Arte e cultura si respiravano dappertutto, stratificate nei secoli in una complessità che imbeveva le città. In giro per migliaia di chilometri sull’altopiano iranico, ci siamo riempiti gli occhi di bellezza. Dispiace sempre visitare un Paese attraversato da sacrosante rivolte per la libertà, ma della ferocia repressiva non si vedeva quasi niente: gruppi di agenti antisommossa in qualche piazza delle città maggiori e proteste a colpi di clacson dalle macchine in corsa.
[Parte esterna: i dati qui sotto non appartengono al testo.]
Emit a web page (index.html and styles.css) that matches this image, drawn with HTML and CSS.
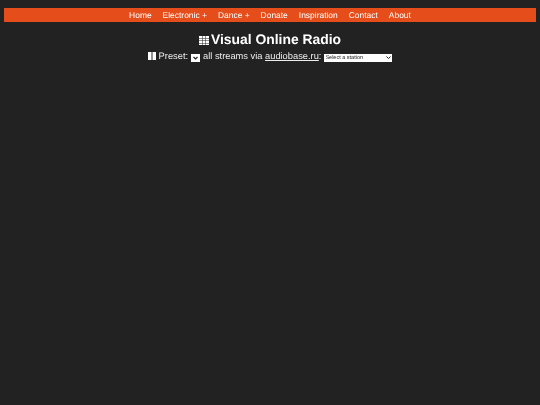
FILE: index.html
```html
<!DOCTYPE html>
<html lang="en">
<head>
<meta charset="utf-8">
<title>Visual Online Radio</title>
<link rel="stylesheet" href="styles.css">
</head>
<body>
<nav class="nav">
  <a href="#">Home</a>
  <a href="#">Electronic +</a>
  <a href="#">Dance +</a>
  <a href="#">Donate</a>
  <a href="#">Inspiration</a>
  <a href="#">Contact</a>
  <a href="#">About</a>
</nav>
<h1 class="title">
  <svg class="grid-icon" viewBox="0 0 10 9" width="10" height="9" aria-hidden="true">
    <path fill="#fff" d="M0 0h3v2H0zM3.5 0h3v2h-3zM7 0h3v2H7zM0 2.5h3v2H0zM3.5 2.5h3v2h-3zM7 2.5h3v2H7zM0 5h3v2H0zM3.5 5h3v2h-3zM7 5h3v2H7zM0 7.5h3V9H0zM3.5 7.5h3V9h-3zM7 7.5h3V9H7z"/>
  </svg>
  <span>Visual Online Radio</span>
</h1>
<div class="controls">
  <svg class="pause" viewBox="0 0 8 8" width="8" height="8" aria-hidden="true"><path fill="#fff" d="M0 0h3.5v8H0zM4.5 0H8v8H4.5z"/></svg>
  <span>Preset:</span>
  <span class="preset"><svg viewBox="0 0 9 8" width="9" height="8" aria-hidden="true"><path d="M2.5 3 4.5 5 6.5 3" fill="none" stroke="#222" stroke-width="1.2"/></svg></span>
  <span>all streams via <a href="#">audiobase.ru</a>:</span>
  <select class="station"><option>Select a station</option></select>
</div>
</body>
</html>
```
FILE: styles.css
```css
html, body {
  margin: 0;
  height: 100%;
  background: #222222;
}
body {
  padding: 8px 4px 0;
  box-sizing: border-box;
  color: #fff;
  font-family: "Liberation Sans", Arial, sans-serif;
  text-rendering: geometricPrecision;
}
.nav {
  display: flex;
  justify-content: center;
  gap: 11px;
  height: 14px;
  background: #e54e1b;
  font-size: 8.45px;
  line-height: 14px;
}
.nav a {
  color: #fff;
  text-decoration: none;
  will-change: opacity;
}
.title {
  display: flex;
  justify-content: center;
  align-items: center;
  gap: 2px;
  margin: 8px 0 0;
  font-size: 13.9px;
  line-height: 18px;
  font-weight: bold;
  will-change: opacity;
}
.grid-icon {
  margin-top: 2px;
}
.controls {
  display: flex;
  justify-content: center;
  align-items: center;
  gap: 3px;
  margin-top: 1px;
  font-size: 9.3px;
  line-height: 14px;
  color: #eee;
  will-change: opacity;
}
.controls a {
  color: #eee;
}
.preset {
  display: flex;
  width: 9px;
  height: 8px;
  margin-top: 3px;
  background: #fff;
}
.station {
  appearance: none;
  width: 68px;
  height: 8px;
  margin: 3px 0 0;
  padding: 0 0 0 1px;
  border: 0;
  border-radius: 0;
  background: #fff url("data:image/svg+xml,%3Csvg xmlns='http://www.w3.org/2000/svg' width='5' height='3'%3E%3Cpath d='M.5 .5 2.5 2.5 4.5 .5' fill='none' stroke='%23222'/%3E%3C/svg%3E") no-repeat right 1.5px center;
  color: #222;
  font-family: "Liberation Sans", Arial, sans-serif;
  font-size: 5.5px;
  text-rendering: geometricPrecision;
}
```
Il regime è di una violenza inaudita, ingiustificabile, però siamo rimasti sconcertati nel vedere il quartiere ebraico di Isfahan con tutte e 17 le sinagoghe restaurate. O l’eccezionale stato di conservazione del quartiere armeno e della seicentesca cattedrale di Vank, tappezzata di affreschi. I musulmani, arrivati in Iran nel VII secolo con la conquista araba, da sempre rispettano le minoranze delle altre religioni rivelate, siano esse zoroastriane, ebraiche o cristiane. Diversamente da noi, che ci riteniamo tanto democratici, come la storia insegna.
Lo stato di conservazione del patrimonio culturale è sorprendentemente buono: i chilometrici bazar, cuore commerciale oggi spesso sopraffatto dai prodotti cinesi, gli hammam storici, molti dei quali musealizzati, i caravanserragli, le antiche ghiacciaie e le cisterne della mirabile rete sotterranea di canali che copriva distanze immense, i palazzi dei mercanti, che a Kashan gareggiavano in splendore, i celebri giardini patrimonio dell’Unesco, che oggi soffrono per la sempre più drammatica crisi idrica. Le moschee del venerdì, fulcro della religiosità sciita, offrono casi di eccezionali palinsesti: in quella di Isfahan, tra le più notevoli in Iran, sono visibili aggiunte, sovrapposizioni, restauri e ricostruzioni per oltre mille anni, quasi secolo per secolo.
Per non parlare, naturalmente, dei siti archeologici nel sud del Paese: Persepoli, il più spettacolare di tutto l’Iran, le quattro tombe reali scavate nella roccia a soli sei chilometri di distanza, con i loro grandi rilievi di epoca Sasanide, realizzati 7-800 anni dopo, con scene della vita degli imperatori, Pasargade, con la tomba di Ciro, dove è intervenuto più volte il nostro Istituto centrale per il Restauro e non solo.
Qualche perplessità invece suscita l’immenso sforzo internazionale di ricostruzione della città vecchia e della cittadella di Bam, devastate dal terremoto del 2003, che causò oltre 40mila morti. Si tratta del più grande complesso al mondo costruito in terra cruda, rimesso in piedi filologicamente, ma con risultati che ricordano più i set cinematografici di Cinecittà che non un luogo vissuto per secoli.
«Donna, vita, libertà», scandisce lo slogan delle rivolte in atto in Iran. Non lasciamo solo un popolo e una terra che è stata culla della civiltà dell’uomo e della sua immensa capacità di creare meraviglie.